National Cancer Institute (NCI) Clinical Proteomic Tumor Analysis Consortium (CPTAC) scientists have released a dataset of proteins and phosphopeptides identified through deep proteomic and phosphoproteomic analysis of breast tumor samples, previously genomically analyzed by The Cancer Genome Atlas (TCGA). This is the largest-ever public dataset of proteins designed to complement deep genomic sequencing data on the same tumor (breast cancer), and is publicly available at the CPTAC Data Portal (data released on February 20, 2014).
Researchers from the Broad Institute of Harvard and Massachusetts Institute of Technology, Fred Hutchinson Cancer Research Center and Washington University of St. Louis worked together to produce this comprehensive dataset. This dataset of clinical tumors includes 105 TCGA breast cancer samples analyzed using iTRAQ protein quantification methods. Samples selected for analysis are from each of the four breast tumor subtypes (Lumina A, Luminal B, Basal-like, HER2-enriched) described in the previous TCGA publication. On average, greater than 8000 proteins and 12000 phosphopeptides are quantified per tumor sample.
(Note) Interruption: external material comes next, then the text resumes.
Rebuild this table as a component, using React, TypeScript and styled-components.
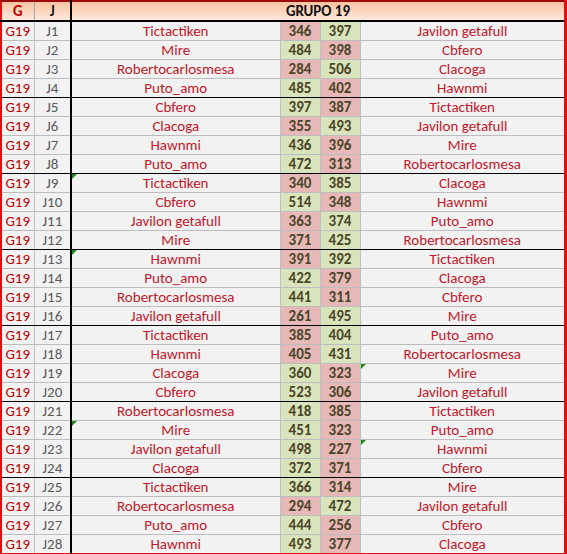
import React from "react"
import styled, { createGlobalStyle, css } from "styled-components"

const GlobalStyle = createGlobalStyle`
    html, body {
        margin: 0;
        padding: 0;
        background: #ffffff;
    }
    body {
        font-family: Carlito, Lato, "Liberation Sans", sans-serif;
    }
`

type Match = [string, number, number, string]

const matches: Match[] = [
    ["Tictactiken", 346, 397, "Javilon getafull"],
    ["Mire", 484, 398, "Cbfero"],
    ["Robertocarlosmesa", 284, 506, "Clacoga"],
    ["Puto_amo", 485, 402, "Hawnmi"],
    ["Cbfero", 397, 387, "Tictactiken"],
    ["Clacoga", 355, 493, "Javilon getafull"],
    ["Hawnmi", 436, 396, "Mire"],
    ["Puto_amo", 472, 313, "Robertocarlosmesa"],
    ["Tictactiken", 340, 385, "Clacoga"],
    ["Cbfero", 514, 348, "Hawnmi"],
    ["Javilon getafull", 363, 374, "Puto_amo"],
    ["Mire", 371, 425, "Robertocarlosmesa"],
    ["Hawnmi", 391, 392, "Tictactiken"],
    ["Puto_amo", 422, 379, "Clacoga"],
    ["Robertocarlosmesa", 441, 311, "Cbfero"],
    ["Javilon getafull", 261, 495, "Mire"],
    ["Tictactiken", 385, 404, "Puto_amo"],
    ["Hawnmi", 405, 431, "Robertocarlosmesa"],
    ["Clacoga", 360, 323, "Mire"],
    ["Cbfero", 523, 306, "Javilon getafull"],
    ["Robertocarlosmesa", 418, 385, "Tictactiken"],
    ["Mire", 451, 323, "Puto_amo"],
    ["Javilon getafull", 498, 227, "Hawnmi"],
    ["Clacoga", 372, 371, "Cbfero"],
    ["Tictactiken", 366, 314, "Mire"],
    ["Robertocarlosmesa", 294, 472, "Javilon getafull"],
    ["Puto_amo", 444, 256, "Cbfero"],
    ["Hawnmi", 493, 377, "Clacoga"],
]

// cells with the little green "number stored as text" marker
const flaggedHome = [9, 13, 22]
const flaggedAway = [19, 23]

const App = () => {
    return (
        <>
            <GlobalStyle />
            <Sheet>
                <colgroup>
                    <col style={{ width: 33 }} />
                    <col style={{ width: 37 }} />
                    <col style={{ width: 209 }} />
                    <col style={{ width: 40 }} />
                    <col style={{ width: 40 }} />
                    <col />
                </colgroup>
                <thead>
                    <tr>
                        <HeadCell $color="#c00000">G</HeadCell>
                        <HeadCell $color="#1a1a1a" $divider>
                            J
                        </HeadCell>
                        <HeadCell colSpan={4} $color="#111111">
                            GRUPO 19
                        </HeadCell>
                    </tr>
                </thead>
                <tbody>
                    {matches.map(([home, a, b, away], index) => {
                        const round = index + 1
                        const groupEnd = round % 4 === 0
                        return (
                            <tr key={round}>
                                <GroupCell $groupEnd={groupEnd}>G19</GroupCell>
                                <RoundCell $groupEnd={groupEnd}>J{round}</RoundCell>
                                <NameCell $groupEnd={groupEnd} $flag={flaggedHome.includes(round)}>
                                    {home}
                                </NameCell>
                                <ScoreCell $groupEnd={groupEnd} $win={a > b}>
                                    {a}
                                </ScoreCell>
                                <ScoreCell $groupEnd={groupEnd} $win={b > a}>
                                    {b}
                                </ScoreCell>
                                <NameCell $groupEnd={groupEnd} $flag={flaggedAway.includes(round)}>
                                    {away}
                                </NameCell>
                            </tr>
                        )
                    })}
                </tbody>
            </Sheet>
        </>
    )
}

const Sheet = styled.table`
    width: 567px;
    table-layout: fixed;
    border-collapse: collapse;
    border-top: 2px solid #9b0b0b;
    border-left: 2px solid #e01010;
    border-right: 3px solid #e01010;
    border-bottom: 2px solid #e01010;
    font-size: 15px;
    line-height: 18px;
`

const HeadCell = styled.th<{ $color: string; $divider?: boolean }>`
    height: 17px;
    padding: 0;
    text-align: center;
    font-weight: bold;
    color: ${(p) => p.$color};
    background: linear-gradient(to bottom, #f7c3a0 0%, #fad6bf 50%, #fde8da 100%);
    border-bottom: 2px solid #000;
    border-right: ${(p) => (p.$divider ? "2px solid #000" : "1px solid #a6a6a6")};
`

const BaseCell = styled.td<{ $groupEnd?: boolean }>`
    height: 18px;
    padding: 0;
    text-align: center;
    white-space: nowrap;
    overflow: hidden;
    background: #f2f2f2;
    border-right: 1px solid #c0c0c0;
    border-bottom: 1px solid ${(p) => (p.$groupEnd ? "#000" : "#bdbdbd")};
`

const GroupCell = styled(BaseCell)`
    color: #c00000;
`

const RoundCell = styled(BaseCell)`
    color: #595959;
    border-right: 2px solid #000;
`

const NameCell = styled(BaseCell)<{ $flag?: boolean }>`
    position: relative;
    color: #c0182a;
    ${(p) =>
        p.$flag &&
        css`
            &::before {
                content: "";
                position: absolute;
                left: 0;
                top: 0;
                border-top: 5px solid #1f8a1f;
                border-right: 5px solid transparent;
            }
        `}
`

const ScoreCell = styled(BaseCell)<{ $win: boolean }>`
    font-weight: bold;
    color: #4a4529;
    background: ${(p) => (p.$win ? "#d8e4bc" : "#e6b8b7")};
`

export default App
This dataset provides researchers the opportunity to develop and test novel proteogenomic integration tools and algorithms to extend our knowledge of the biological underpinnings of cancer. It also represents the second dataset release of proteins comprehensively identified through deep proteomic analysis of tumors previously genomically analyzed by TCGA (colorectal cancer deep proteomic dataset was released on September 4, 2013). The data are embargoed for publications until the publication of the global analysis paper or until May 26, 2015.